• Information shown:
>>>>>

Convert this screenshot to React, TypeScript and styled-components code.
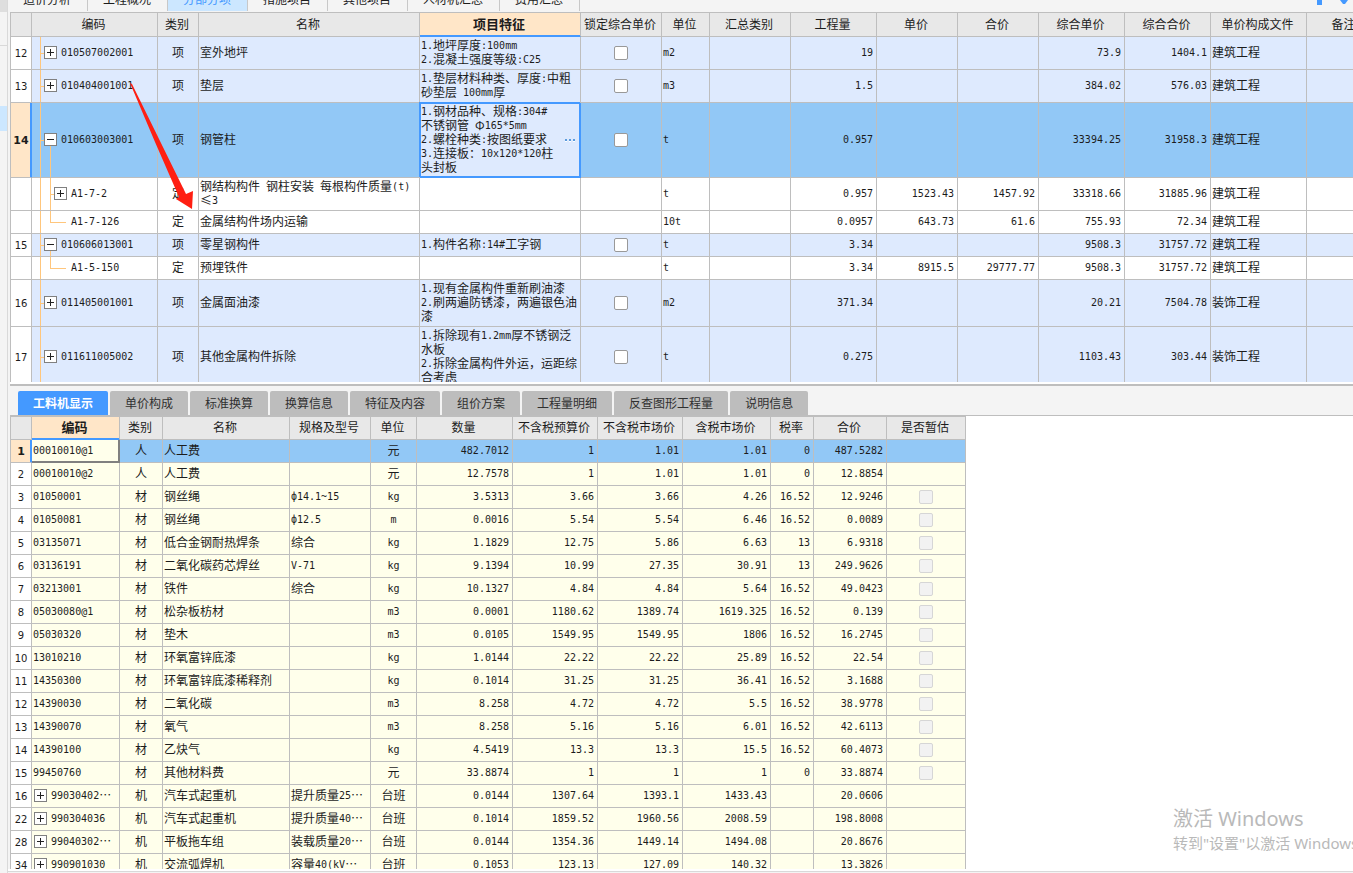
import React from "react";
import styled, { createGlobalStyle, css } from "styled-components";

const LINE = "#bebebe";
const BLUE = "#4499ff";
const TREE = "#ffc67c";
const PEACH = "#ffe6c8";
const CJK = '"Noto Sans CJK SC", sans-serif';
const MONO = '"DejaVu Sans Mono", "Liberation Mono", monospace';

const GlobalStyle = createGlobalStyle`
  * { box-sizing: border-box; }
  body {
    margin: 0;
    overflow: hidden;
    background: #f4f4f4;
    color: #1c1c1c;
    font: 12px/14px ${CJK};
  }
  button { font: inherit; color: inherit; border: 0; padding: 0; background: none; }
`;

/* ---------- page frame ---------- */

const Shell = styled.div`
  position: relative;
  display: flex;
  height: 100vh;
  overflow: hidden;
`;

const SideRail = styled.div`
  flex: 0 0 8px;
  border-right: 1px solid #d9d9d9;
  background: #f4f4f4;
`;

const RailBlock = styled.div<{ $h: number; $bg?: string; $line?: boolean }>`
  height: ${(p) => p.$h}px;
  background: ${(p) => p.$bg ?? "transparent"};
  border-bottom: ${(p) => (p.$line ? "1px solid #d9d9d9" : "0")};
`;

const Main = styled.main`
  flex: 1;
  min-width: 0;
  display: flex;
  flex-direction: column;
`;

const TopStrip = styled.div`
  flex: 0 0 12px;
  display: flex;
  justify-content: space-between;
  overflow: hidden;
`;

const TopTabs = styled.nav`
  display: flex;
  align-items: flex-end;
  height: 11px;
`;

const TopTab = styled.button<{ $active?: boolean }>`
  height: 24px;
  padding: 0 16px 0 15px;
  border-right: 1px solid #c8c8c8;
  background: ${(p) => (p.$active ? "#cce7ff" : "transparent")};
  color: ${(p) => (p.$active ? BLUE : "inherit")};
`;

const StripIcons = styled.svg`
  width: 36px;
  height: 8px;
`;

const UpperPane = styled.section`
  flex: 0 0 370px;
  margin-left: 2px;
  overflow: hidden;
  background: #fff;
`;

const Splitter = styled.div`
  flex: 0 0 4px;
  margin-left: 2px;
  border-top: 2px solid #fff;
  border-bottom: 2px solid ${LINE};
`;

const DetailTabs = styled.div`
  flex: 0 0 30px;
  display: flex;
  align-items: flex-end;
  gap: 2px;
  margin-left: 2px;
  padding: 5px 8px 0;
  border-bottom: 1px solid ${LINE};
`;

const DetailTab = styled.button<{ $active?: boolean }>`
  height: 24px;
  padding: 0 15px;
  border-radius: 2px 2px 0 0;
  background: ${(p) => (p.$active ? BLUE : "#bdbdbd")};
  color: ${(p) => (p.$active ? "#fff" : "#303030")};
  font-weight: ${(p) => (p.$active ? 700 : 400)};
`;

const LowerPane = styled.section`
  flex: 1;
  min-height: 0;
  margin-left: 2px;
  overflow: hidden;
  background: #fff;
`;

const StatusEdge = styled.footer`
  flex: 0 0 4px;
  border-top: 2px solid #fff;
  background: linear-gradient(#d9d9d9 1px, #f4f4f4 1px);
`;

/* ---------- tables ---------- */

const Grid = styled.table<{ $w: number }>`
  width: ${(p) => p.$w}px;
  table-layout: fixed;
  border-collapse: separate;
  border-spacing: 0;
  border-left: 1px solid ${LINE};
  border-top: 1px solid ${LINE};
`;

const Th = styled.th<{ $active?: boolean }>`
  height: 24px;
  padding: 0 2px 2px 0;
  border-right: 1px solid ${LINE};
  border-bottom: 1px solid ${LINE};
  background: #e8e8e8;
  font-weight: 400;
  white-space: nowrap;
  ${(p) =>
    p.$active &&
    css`
      border-bottom-color: ${BLUE};
      box-shadow: inset 0 -1px ${BLUE};
      background: ${PEACH};
      font-size: 13px;
      font-weight: 700;
    `}
`;

const LowerTh = styled(Th)`
  height: 23px;
`;

type Tone = "item" | "white" | "current" | "cream";
const TONES: Record<Tone, string> = {
  item: "#deeafe",
  white: "#ffffff",
  current: "#92c8f6",
  cream: "#ffffeb",
};

const Row = styled.tr<{ $tone: Tone }>`
  background: ${(p) => TONES[p.$tone]};
`;

const Td = styled.td<{ $align?: "left" | "center" | "right" }>`
  height: 23px;
  padding: ${(p) => (p.$align === "center" ? "1px 1px 3px" : "1px 3px 3px 1px")};
  border-right: 1px solid ${LINE};
  border-bottom: 1px solid ${LINE};
  overflow: hidden;
  white-space: pre;
  vertical-align: middle;
  text-align: ${(p) => p.$align ?? "left"};
`;

const CheckTd = styled(Td)`
  padding: 2px 1px;
`;

const RowNo = styled(Td)<{ $current?: boolean }>`
  padding: 3px 0 1px;
  text-align: center;
  background: ${(p) => (p.$current ? PEACH : "#fff")};
  font: ${(p) => (p.$current ? "700 11px" : "400 10px")} / 14px "DejaVu Sans", sans-serif;
  ${(p) =>
    p.$current &&
    css`
      border-right-color: ${BLUE};
      box-shadow: inset -1px 0 ${BLUE};
    `}
`;

const EditingTd = styled(Td)`
  position: relative;
  overflow: visible;
  background: #deeafe;
  border-color: ${BLUE};
  box-shadow: -1px -1px ${BLUE}, inset 0 0 0 1px ${BLUE};
`;

const EditingBody = styled.div`
  display: flex;
  align-items: center;
  justify-content: space-between;
`;

const MoreButton = styled.button`
  width: 14px;
  height: 14px;
  svg { display: block; }
`;

const FocusTd = styled(Td)`
  background: #ffffeb;
  border-color: #808080;
  box-shadow: inset -1px -1px #808080;
`;

const linesFor = {
  root: {
    image: 2,
    pos: "8px 0, 8px 50%",
    size: "1px 100%, 4px 1px",
  },
  open: {
    image: 3,
    pos: "8px 0, 8px 50%, 18px 100%",
    size: "1px 100%, 4px 1px, 1px 50%",
  },
  child: {
    image: 3,
    pos: "8px 0, 18px 0, 18px 50%",
    size: "1px 100%, 1px 100%, 4px 1px",
  },
  leaf: {
    image: 3,
    pos: "8px 0, 18px 0, 18px 50%",
    size: "1px 100%, 1px 50%, 16px 1px",
  },
};
type Node = keyof typeof linesFor;

const INDENT: Record<Node, number> = { root: 12, open: 12, child: 22, leaf: 39 };

const TreeTd = styled(Td)<{ $node: Node }>`
  padding-left: ${(p) => INDENT[p.$node]}px;
  background-image: ${(p) =>
    Array(linesFor[p.$node].image).fill(`linear-gradient(${TREE}, ${TREE})`).join(", ")};
  background-position: ${(p) => linesFor[p.$node].pos};
  background-size: ${(p) => linesFor[p.$node].size};
  background-repeat: no-repeat;
`;

const TreeLabel = styled.div<{ $inset?: boolean }>`
  display: flex;
  align-items: center;
  gap: 4px;
  padding-left: ${(p) => (p.$inset ? 1 : 0)}px;
`;

const ToggleButton = styled.button`
  flex: none;
  width: 13px;
  height: 13px;
  border: 1px solid #808080;
  background: #fff;
  svg { display: block; }
`;

const Check = styled.input`
  appearance: none;
  display: block;
  width: 14px;
  height: 14px;
  margin: 0 auto;
  border: 1px solid #999;
  border-radius: 2px;
  background: #fff;
  &:disabled {
    border-color: #d6d6d6;
    background: #f2f2f2;
  }
`;

const Latin = styled.span`
  font: 10px/10px ${MONO};
  vertical-align: 1px;
`;

const Ellipsis = styled.span`
  display: inline-block;
`;

/* ---------- overlays ---------- */

const Arrow = styled.svg`
  position: absolute;
  left: 128px;
  top: 80px;
  width: 70px;
  height: 132px;
  pointer-events: none;
`;

const Watermark = styled.aside`
  position: absolute;
  right: 0;
  bottom: 20px;
  width: 180px;
  overflow: hidden;
  white-space: nowrap;
  color: #b9b9b9;
  font: 15px/20px "Noto Sans", ${CJK};
`;

const WatermarkTitle = styled.div`
  font-size: 20px;
  line-height: 28px;
`;

/* ---------- small pieces ---------- */

function Text({ children }: { children: string }) {
  const parts = children.split(/([\x20-\x7eф]+|…)/).filter(Boolean);
  return (
    <>
      {parts.map((p, i) => {
        if (p === "…") return <Ellipsis key={i}>{p}</Ellipsis>;
        if (/^[\x20-\x7eф]/.test(p)) return <Latin key={i}>{p}</Latin>;
        return <React.Fragment key={i}>{p}</React.Fragment>;
      })}
    </>
  );
}

function Lines({ lines }: { lines: string[] }) {
  return (
    <div>
      {lines.map((l) => (
        <div key={l}>
          <Text>{l}</Text>
        </div>
      ))}
    </div>
  );
}

function Toggle({ open }: { open?: boolean }) {
  return (
    <ToggleButton aria-label={open ? "收起" : "展开"}>
      <svg width="11" height="11" viewBox="0 0 11 11" shapeRendering="crispEdges" fill="#222">
        <rect x="2" y="5" width="7" height="1" />
        {!open && <rect x="5" y="2" width="1" height="7" />}
      </svg>
    </ToggleButton>
  );
}

/* ---------- data ---------- */

const TOP_TABS = ["造价分析", "工程概况", "分部分项", "措施项目", "其他项目", "人材机汇总", "费用汇总"];

const UPPER_COLS: [string, number][] = [
  ["", 21], ["编码", 126], ["类别", 41], ["名称", 221], ["项目特征", 161], ["锁定综合单价", 81],
  ["单位", 48], ["汇总类别", 81], ["工程量", 86], ["单价", 81], ["合价", 81], ["综合单价", 86],
  ["综合合价", 86], ["单价构成文件", 96], ["备注", 76],
];

interface Item {
  no?: string;
  node: Node;
  code: string;
  name: string[];
  feature?: string[];
  unit: string;
  qty: string;
  price?: string;
  total?: string;
  unitAll: string;
  totalAll: string;
  file: string;
  current?: boolean;
}

const ITEMS: Item[] = [
  { no: "12", node: "root", code: "010507002001", name: ["室外地坪"], feature: ["1.地坪厚度:100mm", "2.混凝土强度等级:C25"], unit: "m2", qty: "19", unitAll: "73.9", totalAll: "1404.1", file: "建筑工程" },
  { no: "13", node: "root", code: "010404001001", name: ["垫层"], feature: ["1.垫层材料种类、厚度:中粗", "砂垫层 100mm厚"], unit: "m3", qty: "1.5", unitAll: "384.02", totalAll: "576.03", file: "建筑工程" },
  { no: "14", node: "open", code: "010603003001", name: ["钢管柱"], feature: ["1.钢材品种、规格:304#", "不锈钢管 Φ165*5mm", "2.螺栓种类:按图纸要求", "3.连接板：10x120*120柱", "头封板"], unit: "t", qty: "0.957", unitAll: "33394.25", totalAll: "31958.3", file: "建筑工程", current: true },
  { node: "child", code: "A1-7-2", name: ["钢结构构件 钢柱安装 每根构件质量(t)", "≤3"], unit: "t", qty: "0.957", price: "1523.43", total: "1457.92", unitAll: "33318.66", totalAll: "31885.96", file: "建筑工程" },
  { node: "leaf", code: "A1-7-126", name: ["金属结构件场内运输"], unit: "10t", qty: "0.0957", price: "643.73", total: "61.6", unitAll: "755.93", totalAll: "72.34", file: "建筑工程" },
  { no: "15", node: "open", code: "010606013001", name: ["零星钢构件"], feature: ["1.构件名称:14#工字钢"], unit: "t", qty: "3.34", unitAll: "9508.3", totalAll: "31757.72", file: "建筑工程" },
  { node: "leaf", code: "A1-5-150", name: ["预埋铁件"], unit: "t", qty: "3.34", price: "8915.5", total: "29777.77", unitAll: "9508.3", totalAll: "31757.72", file: "建筑工程" },
  { no: "16", node: "root", code: "011405001001", name: ["金属面油漆"], feature: ["1.现有金属构件重新刷油漆", "2.刷两遍防锈漆，两遍银色油", "漆"], unit: "m2", qty: "371.34", unitAll: "20.21", totalAll: "7504.78", file: "装饰工程" },
  { no: "17", node: "root", code: "011611005002", name: ["其他金属构件拆除"], feature: ["1.拆除现有1.2mm厚不锈钢泛", "水板", "2.拆除金属构件外运，运距综", "合考虑"], unit: "t", qty: "0.275", unitAll: "1103.43", totalAll: "303.44", file: "装饰工程" },
];

const DETAIL_TABS = ["工料机显示", "单价构成", "标准换算", "换算信息", "特征及内容", "组价方案", "工程量明细", "反查图形工程量", "说明信息"];

const LOWER_COLS: [string, number][] = [
  ["", 21], ["编码", 88], ["类别", 43], ["名称", 127], ["规格及型号", 81], ["单位", 46], ["数量", 96],
  ["不含税预算价", 85], ["不含税市场价", 85], ["含税市场价", 88], ["税率", 43], ["合价", 73], ["是否暂估", 79],
];

/* no, code, kind, name, spec, unit, quantity, budget, market, taxed, rate, total */
const RESOURCES: string[][] = [
  ["1", "00010010@1", "人", "人工费", "", "元", "482.7012", "1", "1.01", "1.01", "0", "487.5282"],
  ["2", "00010010@2", "人", "人工费", "", "元", "12.7578", "1", "1.01", "1.01", "0", "12.8854"],
  ["3", "01050001", "材", "钢丝绳", "ф14.1~15", "kg", "3.5313", "3.66", "3.66", "4.26", "16.52", "12.9246"],
  ["4", "01050081", "材", "钢丝绳", "ф12.5", "m", "0.0016", "5.54", "5.54", "6.46", "16.52", "0.0089"],
  ["5", "03135071", "材", "低合金钢耐热焊条", "综合", "kg", "1.1829", "12.75", "5.86", "6.63", "13", "6.9318"],
  ["6", "03136191", "材", "二氧化碳药芯焊丝", "V-71", "kg", "9.1394", "10.99", "27.35", "30.91", "13", "249.9626"],
  ["7", "03213001", "材", "铁件", "综合", "kg", "10.1327", "4.84", "4.84", "5.64", "16.52", "49.0423"],
  ["8", "05030080@1", "材", "松杂板枋材", "", "m3", "0.0001", "1180.62", "1389.74", "1619.325", "16.52", "0.139"],
  ["9", "05030320", "材", "垫木", "", "m3", "0.0105", "1549.95", "1549.95", "1806", "16.52", "16.2745"],
  ["10", "13010210", "材", "环氧富锌底漆", "", "kg", "1.0144", "22.22", "22.22", "25.89", "16.52", "22.54"],
  ["11", "14350300", "材", "环氧富锌底漆稀释剂", "", "kg", "0.1014", "31.25", "31.25", "36.41", "16.52", "3.1688"],
  ["12", "14390030", "材", "二氧化碳", "", "m3", "8.258", "4.72", "4.72", "5.5", "16.52", "38.9778"],
  ["13", "14390070", "材", "氧气", "", "m3", "8.258", "5.16", "5.16", "6.01", "16.52", "42.6113"],
  ["14", "14390100", "材", "乙炔气", "", "kg", "4.5419", "13.3", "13.3", "15.5", "16.52", "60.4073"],
  ["15", "99450760", "材", "其他材料费", "", "元", "33.8874", "1", "1", "1", "0", "33.8874"],
  ["16", "99030402…", "机", "汽车式起重机", "提升质量25…", "台班", "0.0144", "1307.64", "1393.1", "1433.43", "", "20.0606"],
  ["22", "990304036", "机", "汽车式起重机", "提升质量40…", "台班", "0.1014", "1859.52", "1960.56", "2008.59", "", "198.8008"],
  ["28", "99040302…", "机", "平板拖车组", "装载质量20…", "台班", "0.0144", "1354.36", "1449.14", "1494.08", "", "20.8676"],
  ["34", "990901030", "机", "交流弧焊机", "容量40(kV…", "台班", "0.1053", "123.13", "127.09", "140.32", "", "13.3826"],
];

const sum = (cols: [string, number][]) => cols.reduce((n, c) => n + c[1], 1);

function Columns({ cols }: { cols: [string, number][] }) {
  return (
    <colgroup>
      {cols.map(([label, w]) => (
        <col key={label} width={w} />
      ))}
    </colgroup>
  );
}

function ItemRow({ item }: { item: Item }) {
  const child = item.node === "child" || item.node === "leaf";
  const tone: Tone = item.current ? "current" : item.no ? "item" : "white";
  return (
    <Row $tone={tone}>
      <RowNo $current={item.current}>{item.no}</RowNo>
      <TreeTd $node={item.node}>
        <TreeLabel>
          {item.node !== "leaf" && <Toggle open={item.node === "open"} />}
          <span>
            <Text>{item.code}</Text>
          </span>
        </TreeLabel>
      </TreeTd>
      <Td $align="center">{child ? "定" : "项"}</Td>
      <Td>
        <Lines lines={item.name} />
      </Td>
      {item.current ? (
        <EditingTd>
          <EditingBody>
            <Lines lines={item.feature ?? []} />
            <MoreButton aria-label="编辑项目特征">
              <svg width="14" height="14" viewBox="0 0 14 14" shapeRendering="crispEdges">
                {[2, 6, 10].map((x) => (
                  <React.Fragment key={x}>
                    <rect x={x} y="7" width="2" height="2" fill="#5b9bdc" />
                    <rect x={x} y="9" width="2" height="1" fill="#fff" />
                  </React.Fragment>
                ))}
              </svg>
            </MoreButton>
          </EditingBody>
        </EditingTd>
      ) : (
        <Td>{item.feature && <Lines lines={item.feature} />}</Td>
      )}
      <CheckTd>{!child && <Check type="checkbox" aria-label={`锁定综合单价 ${item.code}`} />}</CheckTd>
      <Td>
        <Text>{item.unit}</Text>
      </Td>
      <Td />
      {[item.qty, item.price ?? "", item.total ?? "", item.unitAll, item.totalAll].map((v, i) => (
        <Td key={i} $align="right">
          <Text>{v}</Text>
        </Td>
      ))}
      <Td>{item.file}</Td>
      <Td />
    </Row>
  );
}

function ResourceRow({ data, current }: { data: string[]; current: boolean }) {
  const [no, code, kind, name, spec, unit, ...numbers] = data;
  const CodeCell = current ? FocusTd : Td;
  const machine = kind === "机";
  return (
    <Row $tone={current ? "current" : "cream"}>
      <RowNo $current={current}>{no}</RowNo>
      <CodeCell>
        <TreeLabel $inset={machine}>
          {machine && <Toggle />}
          <span>
            <Text>{code}</Text>
          </span>
        </TreeLabel>
      </CodeCell>
      <Td $align="center">{kind}</Td>
      <Td>{name}</Td>
      <Td>
        <Text>{spec}</Text>
      </Td>
      <Td $align="center">
        <Text>{unit}</Text>
      </Td>
      {numbers.map((v, i) => (
        <Td key={i} $align="right">
          <Text>{v}</Text>
        </Td>
      ))}
      <CheckTd>{kind === "材" && <Check type="checkbox" disabled aria-label={`是否暂估 ${code}`} />}</CheckTd>
    </Row>
  );
}

export default function App() {
  return (
    <Shell lang="zh-CN">
      <GlobalStyle />
      <SideRail>
        <RailBlock $h={12} $bg="#dedede" />
        <RailBlock $h={34} $line />
        <RailBlock $h={60} />
        <RailBlock $h={25} $bg="#cce7ff" />
      </SideRail>
      <Main>
        <TopStrip>
          <TopTabs>
            {TOP_TABS.map((t) => (
              <TopTab key={t} $active={t === "分部分项"}>
                {t}
              </TopTab>
            ))}
          </TopTabs>
          <StripIcons viewBox="0 0 36 8" fill={BLUE}>
            <rect x="0" y="0" width="5" height="5" />
            <path d="M23 0h8l-3 4h-2z" />
          </StripIcons>
        </TopStrip>
        <UpperPane>
          <Grid $w={sum(UPPER_COLS)}>
            <Columns cols={UPPER_COLS} />
            <thead>
              <tr>
                {UPPER_COLS.map(([label]) => (
                  <Th key={label} $active={label === "项目特征"}>
                    {label}
                  </Th>
                ))}
              </tr>
            </thead>
            <tbody>
              {ITEMS.map((item) => (
                <ItemRow key={item.code} item={item} />
              ))}
            </tbody>
          </Grid>
        </UpperPane>
        <Splitter />
        <DetailTabs>
          {DETAIL_TABS.map((t, i) => (
            <DetailTab key={t} $active={i === 0}>
              {t}
            </DetailTab>
          ))}
        </DetailTabs>
        <LowerPane>
          <Grid $w={sum(LOWER_COLS)}>
            <Columns cols={LOWER_COLS} />
            <thead>
              <tr>
                {LOWER_COLS.map(([label]) => (
                  <LowerTh key={label} $active={label === "编码"}>
                    {label}
                  </LowerTh>
                ))}
              </tr>
            </thead>
            <tbody>
              {RESOURCES.map((r, i) => (
                <ResourceRow key={r[0]} data={r} current={i === 0} />
              ))}
            </tbody>
          </Grid>
        </LowerPane>
        <StatusEdge />
      </Main>
      <Arrow viewBox="128 80 70 132" fill="#ff1f12">
        <path d="M130 83L132 84L186 194L193 191L192 209L176 199L179 197L155 142Z" />
      </Arrow>
      <Watermark>
        <WatermarkTitle>激活 Windows</WatermarkTitle>
        转到"设置"以激活 Windows。
      </Watermark>
    </Shell>
  );
}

<<<<<

• Exercise: In the data above, please extract the lines from the first one through the line with "frame ---------- */", exactly, and keep pictures out.

• Full response:
Convert this screenshot to React, TypeScript and styled-components code.
import React from "react";
import styled, { createGlobalStyle, css } from "styled-components";

const LINE = "#bebebe";
const BLUE = "#4499ff";
const TREE = "#ffc67c";
const PEACH = "#ffe6c8";
const CJK = '"Noto Sans CJK SC", sans-serif';
const MONO = '"DejaVu Sans Mono", "Liberation Mono", monospace';

const GlobalStyle = createGlobalStyle`
  * { box-sizing: border-box; }
  body {
    margin: 0;
    overflow: hidden;
    background: #f4f4f4;
    color: #1c1c1c;
    font: 12px/14px ${CJK};
  }
  button { font: inherit; color: inherit; border: 0; padding: 0; background: none; }
`;

/* ---------- page frame ---------- */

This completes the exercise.